Hebrews 11:3 - By faith we understand that the universe was formed at God’s command, so that what is seen was not made out of what was visible.

Some steps toward remedying this as we mature as Christians is as follows;
First, simply humble yourself. In the master prayer given by Jesus at the request of his closest and most loyal disciples we are instructed to begin with the asserting of our CHILD-like status before God. There is so much we don’t understand and cannot see, and every prayer is to include a trust based on the reality of our dependence and status before the Almighty. Even non-believers with only the benefit of common grace / general revelation affirm the deeply healthy habit of knowing what you don’t know or understand, i.e. accepting the reality of your ignorance or grasping our general and particular limitations.

Second, vary your prayer life. We are living in an age of UNPRECEDENTED availability of differing prayer expressions. It is something close to technological magic that someone can instantly enjoy Beethoven’s Fifth symphony (albeit audibly diluted considerably less skill (like Darrell Evans "Trading My Sorrows") and then their current favorite modern worship song of considerably less skill. Great, authentic, God honoring worship is really just solid prayer set to music. Remember that the song and prayer book at the center of God’s word is the Psalter, and there are at least five distinct prayer and song types across the one-hundred and fifty chapters.

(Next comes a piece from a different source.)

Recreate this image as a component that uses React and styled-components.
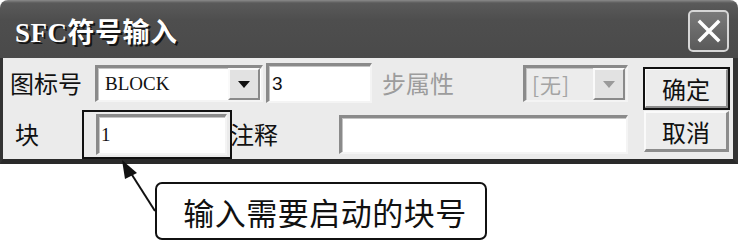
import React from "react";
import styled, { createGlobalStyle } from "styled-components";

const GlobalStyle = createGlobalStyle`
  html, body {
    margin: 0;
    padding: 0;
    background: #ffffff;
  }
  body {
    font-family: "Noto Sans CJK SC", "Liberation Sans", sans-serif;
  }
`;

const Page = styled.div`
  position: relative;
  width: 741px;
  height: 242px;
  overflow: hidden;
  background: #fff;
`;

const Window = styled.div`
  width: 738px;
  border-radius: 8px 8px 0 0;
  overflow: hidden;
`;

const TitleBar = styled.div`
  height: 58px;
  display: flex;
  align-items: center;
  justify-content: space-between;
  padding: 0 9px 0 15px;
  box-sizing: border-box;
  background: linear-gradient(#8a8a8a 0, #5a5a5a 3px, #4e4e4e 20px, #4a4a4a 100%);
`;

const Title = styled.div`
  color: #fff;
  font-family: "Liberation Serif", "Noto Sans CJK SC", serif;
  font-weight: 700;
  font-size: 27px;
  letter-spacing: 0.5px;
  text-shadow: 2px 2px 0 #151515;
  margin-top: 2px;
`;

const CloseButton = styled.div`
  width: 41px;
  height: 42px;
  box-sizing: border-box;
  border: 2px solid #d6d6d6;
  border-radius: 5px;
  background: linear-gradient(#7a7a7a, #5a5a5a);
  display: flex;
  align-items: center;
  justify-content: center;
  margin-top: 4px;
`;

const Body = styled.div`
  display: flex;
  align-items: flex-start;
  background: #ebebeb;
  border-left: 3px solid #333;
  border-right: 5px solid #333;
  border-bottom: 5px solid #2a2a2a;
  padding: 5px 4px 4px 7px;
`;

const Form = styled.div`
  display: flex;
  flex-direction: column;
  gap: 10px;
`;

const Row = styled.div`
  display: flex;
  align-items: center;
  height: ${(p) => p.$h}px;
`;

const Label = styled.div`
  width: ${(p) => p.$w}px;
  margin-left: ${(p) => p.$ml || 0}px;
  padding-left: ${(p) => p.$pl || 0}px;
  box-sizing: border-box;
  font-size: 24px;
  line-height: 1;
  color: ${(p) => (p.$disabled ? "#9c9c9c" : "#111")};
  white-space: nowrap;
`;

const Sunken = styled.div`
  position: relative;
  width: ${(p) => p.$w}px;
  height: ${(p) => p.$h}px;
  margin-left: ${(p) => p.$ml || 0}px;
  box-sizing: border-box;
  background: ${(p) => (p.$disabled ? "#ececec" : "#fff")};
  border-top: 3px solid #8a8a8a;
  border-left: 3px solid #8a8a8a;
  border-bottom: 2px solid #f4f4f4;
  border-right: 2px solid #f4f4f4;
  box-shadow: inset 1px 1px 0 #c4c4c4;
  display: flex;
  align-items: center;
`;

const FieldText = styled.span`
  padding-left: ${(p) => p.$pl || 4}px;
  font-family: ${(p) =>
    p.$sans ? '"Liberation Sans", sans-serif' : '"Liberation Serif", serif'};
  font-size: 19px;
  color: #111;
`;

const DisabledText = styled.span`
  padding-left: 6px;
  font-size: 21px;
  color: #a4a4a4;
  letter-spacing: 1px;
`;

const DropButton = styled.div`
  position: absolute;
  right: 1px;
  top: 0;
  width: 32px;
  height: 32px;
  box-sizing: border-box;
  background: #e2e2e2;
  border-top: 2px solid #fafafa;
  border-left: 2px solid #fafafa;
  border-bottom: 2px solid #8a8a8a;
  border-right: 2px solid #8a8a8a;
  display: flex;
  align-items: center;
  justify-content: center;
`;

const Arrow = styled.div`
  width: 0;
  height: 0;
  border-left: 6px solid transparent;
  border-right: 6px solid transparent;
  border-top: 7px solid ${(p) => (p.$disabled ? "#9a9a9a" : "#111")};
  margin-top: 2px;
`;

const Highlighted = styled.div`
  position: relative;
`;

const HighlightBox = styled.div`
  position: absolute;
  left: -14px;
  right: -5px;
  top: -4px;
  bottom: -4px;
  border: 2px solid #111;
  pointer-events: none;
`;

const Buttons = styled.div`
  display: flex;
  flex-direction: column;
  gap: 2px;
  margin-left: 16px;
  padding-top: 5px;
`;

const Button = styled.div`
  width: 85px;
  height: 41px;
  box-sizing: border-box;
  background: #ececec;
  border-top: 2px solid #fafafa;
  border-left: 2px solid #fafafa;
  border-bottom: 3px solid #8c8c8c;
  border-right: 3px solid #8c8c8c;
  outline: ${(p) => (p.$default ? "2px solid #111" : "none")};
  outline-offset: -1px;
  display: flex;
  align-items: center;
  justify-content: center;
  font-size: 24px;
  color: #111;
`;

const Callout = styled.div`
  margin: 18px 0 0 155px;
  width: 332px;
  height: 58px;
  box-sizing: border-box;
  border: 2px solid #111;
  border-radius: 7px;
  display: flex;
  align-items: center;
  justify-content: center;
  font-size: 31px;
  letter-spacing: 0.5px;
  color: #111;
  padding-left: 8px;
`;

const Overlay = styled.svg`
  position: absolute;
  left: 0;
  top: 0;
  pointer-events: none;
`;

export default function App() {
  return (
    <>
      <GlobalStyle />
      <Page>
        <Window>
          <TitleBar>
            <Title>SFC符号输入</Title>
            <CloseButton>
              <svg width="24" height="24" viewBox="0 0 24 24">
                <path d="M3 3 L21 21 M21 3 L3 21" stroke="#fff" strokeWidth="3.5" strokeLinecap="square" />
              </svg>
            </CloseButton>
          </TitleBar>
          <Body>
            <Form>
              <Row $h={40}>
                <Label $w={85}>图标号</Label>
                <Sunken $w={168} $h={37}>
                  <FieldText $pl={7}>BLOCK</FieldText>
                  <DropButton>
                    <Arrow />
                  </DropButton>
                </Sunken>
                <Sunken $w={106} $h={40} $ml={3}>
                  <FieldText $sans $pl={3}>3</FieldText>
                </Sunken>
                <Label $w={141} $ml={10} $disabled>步属性</Label>
                <Sunken $w={105} $h={37} $disabled>
                  <DisabledText>[无]</DisabledText>
                  <DropButton>
                    <Arrow $disabled />
                  </DropButton>
                </Sunken>
              </Row>
              <Row $h={42}>
                <Label $w={86} $pl={5}>块</Label>
                <Highlighted>
                  <Sunken $w={131} $h={41}>
                    <FieldText $pl={2}>1</FieldText>
                  </Sunken>
                  <HighlightBox />
                </Highlighted>
                <Label $w={109} $ml={3}>注释</Label>
                <Sunken $w={289} $h={39} />
              </Row>
            </Form>
            <Buttons>
              <Button $default>确定</Button>
              <Button>取消</Button>
            </Buttons>
          </Body>
        </Window>
        <Callout>输入需要启动的块号</Callout>
        <Overlay width="741" height="242">
          <line x1="155" y1="211" x2="127" y2="167" stroke="#111" strokeWidth="2" />
          <polygon points="122,160 137,173 125,179" fill="#111" />
        </Overlay>
      </Page>
    </>
  );
}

Variety is built into the mature Christian’s prayer life so that your prayer life doesn’t get
reduced to the one type among the five. The one basic prayer type of which we are all tempted to pray in exclusion to the others is petition or the “gimme-prayer.”  If this is your only prayer expression it can paradoxically lead to nihilism, selfishness, depression and anxiety! Why? Because dysfunction results from disordered priorities. How does this dysfunction happen when we only pray petition prayers? One way is by creating the habit of focusing/concentrating on our shifting and often contradictory wants. Another way this happens is by really highlighting over and over again what we haven’t yet received or what we currently lack in our lives.

So, it has never been easier to vary your prayer life than it is today and even secularists concede the power of humbling yourself, so let’s continually ask the Holy Spirit to give us discipline to
form mature, holy habits as we strengthen our prayer life.